STORED RECORDS:

━━━━━━━━━━━━━━━━

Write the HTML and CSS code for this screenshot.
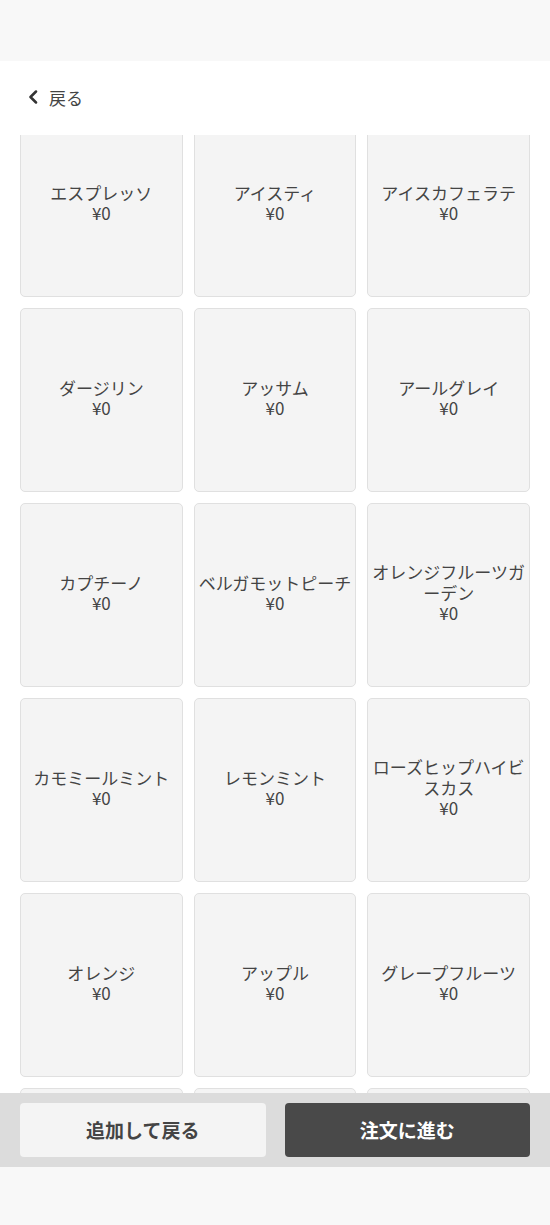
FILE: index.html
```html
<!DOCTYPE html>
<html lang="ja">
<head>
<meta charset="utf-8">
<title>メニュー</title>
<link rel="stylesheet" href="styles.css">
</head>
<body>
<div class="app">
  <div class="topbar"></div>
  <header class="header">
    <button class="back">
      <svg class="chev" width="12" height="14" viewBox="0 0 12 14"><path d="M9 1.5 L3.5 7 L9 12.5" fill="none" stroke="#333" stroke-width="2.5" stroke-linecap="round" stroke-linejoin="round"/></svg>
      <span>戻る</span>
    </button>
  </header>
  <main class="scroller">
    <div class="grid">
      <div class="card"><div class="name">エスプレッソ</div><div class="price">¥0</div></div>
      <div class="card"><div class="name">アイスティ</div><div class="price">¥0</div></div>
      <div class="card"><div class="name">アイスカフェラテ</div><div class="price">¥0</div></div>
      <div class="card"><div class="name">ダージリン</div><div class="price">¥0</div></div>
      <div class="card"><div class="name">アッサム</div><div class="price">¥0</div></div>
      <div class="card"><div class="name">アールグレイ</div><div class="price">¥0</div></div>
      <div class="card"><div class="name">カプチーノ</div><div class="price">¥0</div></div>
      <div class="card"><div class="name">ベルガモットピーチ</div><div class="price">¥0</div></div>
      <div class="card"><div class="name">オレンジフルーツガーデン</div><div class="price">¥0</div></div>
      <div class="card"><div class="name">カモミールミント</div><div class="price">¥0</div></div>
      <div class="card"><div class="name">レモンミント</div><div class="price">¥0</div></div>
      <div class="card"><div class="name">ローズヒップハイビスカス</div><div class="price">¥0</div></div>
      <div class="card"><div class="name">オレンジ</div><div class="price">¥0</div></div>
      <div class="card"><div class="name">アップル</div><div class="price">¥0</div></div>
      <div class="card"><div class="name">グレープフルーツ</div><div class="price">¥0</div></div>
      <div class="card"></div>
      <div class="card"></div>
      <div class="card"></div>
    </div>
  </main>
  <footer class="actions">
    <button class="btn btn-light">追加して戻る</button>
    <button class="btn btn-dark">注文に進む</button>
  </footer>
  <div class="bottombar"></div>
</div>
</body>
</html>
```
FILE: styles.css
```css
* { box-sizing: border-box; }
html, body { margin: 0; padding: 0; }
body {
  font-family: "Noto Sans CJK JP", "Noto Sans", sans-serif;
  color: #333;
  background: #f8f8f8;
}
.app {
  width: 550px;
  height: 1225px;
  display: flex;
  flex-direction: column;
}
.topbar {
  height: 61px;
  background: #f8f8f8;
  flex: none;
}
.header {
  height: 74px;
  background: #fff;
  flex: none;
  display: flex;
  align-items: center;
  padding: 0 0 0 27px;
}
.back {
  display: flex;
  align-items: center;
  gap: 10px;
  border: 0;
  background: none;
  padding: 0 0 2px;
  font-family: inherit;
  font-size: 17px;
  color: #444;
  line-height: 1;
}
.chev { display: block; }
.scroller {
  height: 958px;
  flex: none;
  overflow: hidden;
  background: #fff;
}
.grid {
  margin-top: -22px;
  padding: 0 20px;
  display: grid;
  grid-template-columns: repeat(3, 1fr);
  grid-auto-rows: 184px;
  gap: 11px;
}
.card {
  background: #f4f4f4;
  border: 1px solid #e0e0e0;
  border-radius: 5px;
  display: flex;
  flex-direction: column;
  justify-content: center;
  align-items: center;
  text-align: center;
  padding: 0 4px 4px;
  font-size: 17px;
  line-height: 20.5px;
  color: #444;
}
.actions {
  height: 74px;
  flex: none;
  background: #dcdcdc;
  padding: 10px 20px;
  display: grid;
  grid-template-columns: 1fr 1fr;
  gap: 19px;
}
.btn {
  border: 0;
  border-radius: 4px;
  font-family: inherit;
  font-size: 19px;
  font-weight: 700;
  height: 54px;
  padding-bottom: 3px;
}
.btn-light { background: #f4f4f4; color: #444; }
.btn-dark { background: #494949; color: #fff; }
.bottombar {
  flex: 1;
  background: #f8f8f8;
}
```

━━━━━━━━━━━━━━━━

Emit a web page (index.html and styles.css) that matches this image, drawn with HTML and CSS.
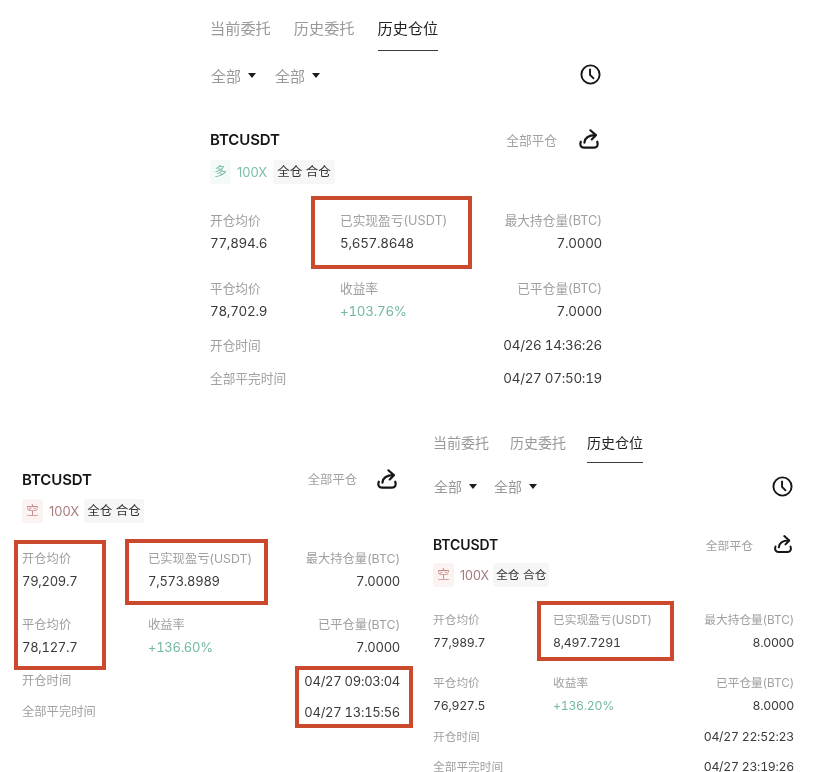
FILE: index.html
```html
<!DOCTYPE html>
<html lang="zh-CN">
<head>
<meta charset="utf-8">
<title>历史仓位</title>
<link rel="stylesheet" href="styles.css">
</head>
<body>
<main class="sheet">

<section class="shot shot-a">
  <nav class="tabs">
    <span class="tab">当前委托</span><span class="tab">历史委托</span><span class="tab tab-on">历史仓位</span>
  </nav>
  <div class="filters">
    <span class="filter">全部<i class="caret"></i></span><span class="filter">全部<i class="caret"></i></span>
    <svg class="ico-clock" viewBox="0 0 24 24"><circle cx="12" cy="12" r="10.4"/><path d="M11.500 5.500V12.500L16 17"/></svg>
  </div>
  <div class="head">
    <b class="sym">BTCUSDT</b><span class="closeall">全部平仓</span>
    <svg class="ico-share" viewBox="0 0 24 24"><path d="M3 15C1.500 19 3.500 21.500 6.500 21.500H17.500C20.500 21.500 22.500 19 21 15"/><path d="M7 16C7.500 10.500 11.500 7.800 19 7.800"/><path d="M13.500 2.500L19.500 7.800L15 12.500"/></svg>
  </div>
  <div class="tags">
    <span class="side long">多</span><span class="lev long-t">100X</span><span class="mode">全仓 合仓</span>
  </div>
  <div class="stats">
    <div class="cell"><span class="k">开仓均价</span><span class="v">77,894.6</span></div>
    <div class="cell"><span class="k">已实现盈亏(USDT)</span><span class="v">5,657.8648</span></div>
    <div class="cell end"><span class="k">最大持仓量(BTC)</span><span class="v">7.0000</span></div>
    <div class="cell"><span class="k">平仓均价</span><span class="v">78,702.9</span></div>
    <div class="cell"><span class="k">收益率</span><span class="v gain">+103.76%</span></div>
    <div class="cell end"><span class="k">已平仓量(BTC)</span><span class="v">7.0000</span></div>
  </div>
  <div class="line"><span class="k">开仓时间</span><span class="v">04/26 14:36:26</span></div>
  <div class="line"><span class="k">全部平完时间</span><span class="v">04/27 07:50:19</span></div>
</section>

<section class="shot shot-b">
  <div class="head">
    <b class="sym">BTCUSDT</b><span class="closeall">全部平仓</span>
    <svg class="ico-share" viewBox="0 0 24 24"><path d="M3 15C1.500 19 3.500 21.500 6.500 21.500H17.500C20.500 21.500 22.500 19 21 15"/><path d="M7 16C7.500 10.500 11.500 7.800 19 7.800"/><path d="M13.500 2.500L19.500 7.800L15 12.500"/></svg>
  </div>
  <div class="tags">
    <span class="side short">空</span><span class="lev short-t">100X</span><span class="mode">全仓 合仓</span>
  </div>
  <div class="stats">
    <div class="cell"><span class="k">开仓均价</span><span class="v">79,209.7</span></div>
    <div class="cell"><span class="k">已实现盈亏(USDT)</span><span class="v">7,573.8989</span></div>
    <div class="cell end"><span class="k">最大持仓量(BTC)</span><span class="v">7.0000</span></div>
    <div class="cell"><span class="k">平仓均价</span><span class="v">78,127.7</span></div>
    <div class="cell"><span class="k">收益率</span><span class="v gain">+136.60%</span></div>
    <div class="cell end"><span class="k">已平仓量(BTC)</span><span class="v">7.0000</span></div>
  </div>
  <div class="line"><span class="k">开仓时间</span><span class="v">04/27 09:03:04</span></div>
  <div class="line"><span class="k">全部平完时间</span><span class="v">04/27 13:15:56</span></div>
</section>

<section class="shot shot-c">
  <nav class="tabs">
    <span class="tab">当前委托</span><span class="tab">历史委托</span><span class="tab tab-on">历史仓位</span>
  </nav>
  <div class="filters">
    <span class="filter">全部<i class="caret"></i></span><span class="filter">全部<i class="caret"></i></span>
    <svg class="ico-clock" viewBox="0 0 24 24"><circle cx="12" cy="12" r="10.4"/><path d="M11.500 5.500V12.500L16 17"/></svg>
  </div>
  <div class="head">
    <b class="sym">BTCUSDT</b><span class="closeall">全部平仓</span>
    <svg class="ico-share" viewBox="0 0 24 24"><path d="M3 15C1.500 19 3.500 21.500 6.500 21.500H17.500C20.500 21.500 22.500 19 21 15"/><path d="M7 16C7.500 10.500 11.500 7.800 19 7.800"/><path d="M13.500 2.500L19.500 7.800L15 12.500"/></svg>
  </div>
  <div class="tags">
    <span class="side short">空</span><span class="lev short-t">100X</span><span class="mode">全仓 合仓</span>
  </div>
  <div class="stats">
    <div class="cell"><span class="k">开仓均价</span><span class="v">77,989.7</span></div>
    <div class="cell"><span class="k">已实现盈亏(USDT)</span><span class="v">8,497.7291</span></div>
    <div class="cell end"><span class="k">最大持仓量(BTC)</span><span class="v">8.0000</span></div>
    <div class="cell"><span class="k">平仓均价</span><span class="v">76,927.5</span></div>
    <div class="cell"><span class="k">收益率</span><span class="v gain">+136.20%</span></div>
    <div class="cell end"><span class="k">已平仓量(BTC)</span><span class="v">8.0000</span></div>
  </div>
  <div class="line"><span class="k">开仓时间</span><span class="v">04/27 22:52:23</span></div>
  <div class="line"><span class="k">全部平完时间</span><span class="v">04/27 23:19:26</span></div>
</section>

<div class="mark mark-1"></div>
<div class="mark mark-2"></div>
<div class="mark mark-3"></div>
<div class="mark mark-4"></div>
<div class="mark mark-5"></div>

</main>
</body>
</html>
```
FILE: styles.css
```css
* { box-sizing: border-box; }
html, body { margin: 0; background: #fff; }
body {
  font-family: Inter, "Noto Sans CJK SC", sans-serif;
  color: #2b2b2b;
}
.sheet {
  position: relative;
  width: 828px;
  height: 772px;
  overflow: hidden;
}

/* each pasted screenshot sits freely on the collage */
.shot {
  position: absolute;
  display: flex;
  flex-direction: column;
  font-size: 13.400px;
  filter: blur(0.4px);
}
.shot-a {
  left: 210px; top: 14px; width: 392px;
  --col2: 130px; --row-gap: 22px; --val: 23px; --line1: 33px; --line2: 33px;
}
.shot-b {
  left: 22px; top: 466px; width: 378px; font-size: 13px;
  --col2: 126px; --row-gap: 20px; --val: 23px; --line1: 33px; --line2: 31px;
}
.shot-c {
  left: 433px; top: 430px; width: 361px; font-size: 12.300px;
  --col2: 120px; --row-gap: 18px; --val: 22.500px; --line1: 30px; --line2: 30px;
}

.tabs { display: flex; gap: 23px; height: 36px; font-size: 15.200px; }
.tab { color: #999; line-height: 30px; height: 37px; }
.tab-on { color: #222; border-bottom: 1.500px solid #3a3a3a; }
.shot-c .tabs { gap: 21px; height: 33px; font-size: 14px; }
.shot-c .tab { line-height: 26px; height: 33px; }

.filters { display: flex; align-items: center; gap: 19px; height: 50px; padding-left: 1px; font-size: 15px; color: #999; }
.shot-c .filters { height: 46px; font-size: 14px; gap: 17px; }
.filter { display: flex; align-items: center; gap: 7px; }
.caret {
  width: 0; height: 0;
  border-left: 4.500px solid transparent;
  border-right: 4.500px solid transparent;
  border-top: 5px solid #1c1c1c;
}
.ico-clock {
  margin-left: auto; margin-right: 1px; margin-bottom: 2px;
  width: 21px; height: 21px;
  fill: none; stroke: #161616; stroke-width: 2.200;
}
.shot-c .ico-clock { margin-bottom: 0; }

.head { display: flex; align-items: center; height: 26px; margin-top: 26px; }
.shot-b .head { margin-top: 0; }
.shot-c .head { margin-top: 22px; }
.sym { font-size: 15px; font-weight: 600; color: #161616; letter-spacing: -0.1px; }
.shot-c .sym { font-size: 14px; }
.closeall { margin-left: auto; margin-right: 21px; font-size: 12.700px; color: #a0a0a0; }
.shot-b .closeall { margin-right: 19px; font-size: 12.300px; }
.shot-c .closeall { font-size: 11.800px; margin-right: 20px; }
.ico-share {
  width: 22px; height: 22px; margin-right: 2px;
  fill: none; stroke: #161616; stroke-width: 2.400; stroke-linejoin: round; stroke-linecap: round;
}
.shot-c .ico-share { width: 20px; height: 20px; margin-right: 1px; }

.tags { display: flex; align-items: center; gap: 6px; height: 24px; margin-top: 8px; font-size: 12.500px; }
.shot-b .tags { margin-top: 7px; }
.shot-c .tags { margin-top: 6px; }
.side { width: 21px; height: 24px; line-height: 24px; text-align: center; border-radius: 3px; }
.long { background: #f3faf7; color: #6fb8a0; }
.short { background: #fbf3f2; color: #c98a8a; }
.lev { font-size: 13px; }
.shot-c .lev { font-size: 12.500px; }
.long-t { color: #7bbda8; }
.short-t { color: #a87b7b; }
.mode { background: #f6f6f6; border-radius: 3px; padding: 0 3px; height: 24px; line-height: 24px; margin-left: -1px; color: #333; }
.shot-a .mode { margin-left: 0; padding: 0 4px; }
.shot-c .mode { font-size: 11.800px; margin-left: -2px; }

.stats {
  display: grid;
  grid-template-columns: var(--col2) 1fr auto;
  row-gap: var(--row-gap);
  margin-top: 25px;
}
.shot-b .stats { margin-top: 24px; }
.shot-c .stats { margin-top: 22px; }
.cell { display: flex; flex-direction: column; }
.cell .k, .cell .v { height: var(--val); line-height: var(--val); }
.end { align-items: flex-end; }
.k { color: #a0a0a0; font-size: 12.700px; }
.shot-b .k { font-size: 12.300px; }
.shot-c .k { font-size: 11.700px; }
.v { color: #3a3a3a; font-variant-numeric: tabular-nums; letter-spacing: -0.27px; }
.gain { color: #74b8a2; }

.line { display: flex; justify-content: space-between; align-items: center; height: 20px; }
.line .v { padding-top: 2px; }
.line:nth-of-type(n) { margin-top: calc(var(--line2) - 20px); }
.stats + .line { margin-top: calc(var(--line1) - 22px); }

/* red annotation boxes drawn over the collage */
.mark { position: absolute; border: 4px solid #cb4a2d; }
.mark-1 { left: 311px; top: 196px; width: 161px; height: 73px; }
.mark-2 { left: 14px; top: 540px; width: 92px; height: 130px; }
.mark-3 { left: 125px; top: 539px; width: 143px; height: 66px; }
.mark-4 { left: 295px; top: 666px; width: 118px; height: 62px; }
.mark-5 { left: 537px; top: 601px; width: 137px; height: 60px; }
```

━━━━━━━━━━━━━━━━

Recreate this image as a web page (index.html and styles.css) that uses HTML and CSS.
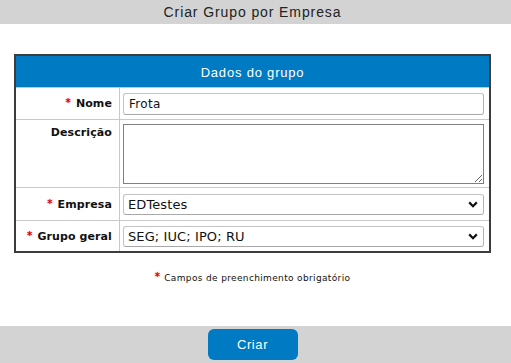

━━━━━━━━━━━━━━━━

SHORT EXERCISE: Go through the listing above and return every line where the word "screenshot" occurs.

CORRECT RESULT:
Write the HTML and CSS code for this screenshot.
/* each pasted screenshot sits freely on the collage */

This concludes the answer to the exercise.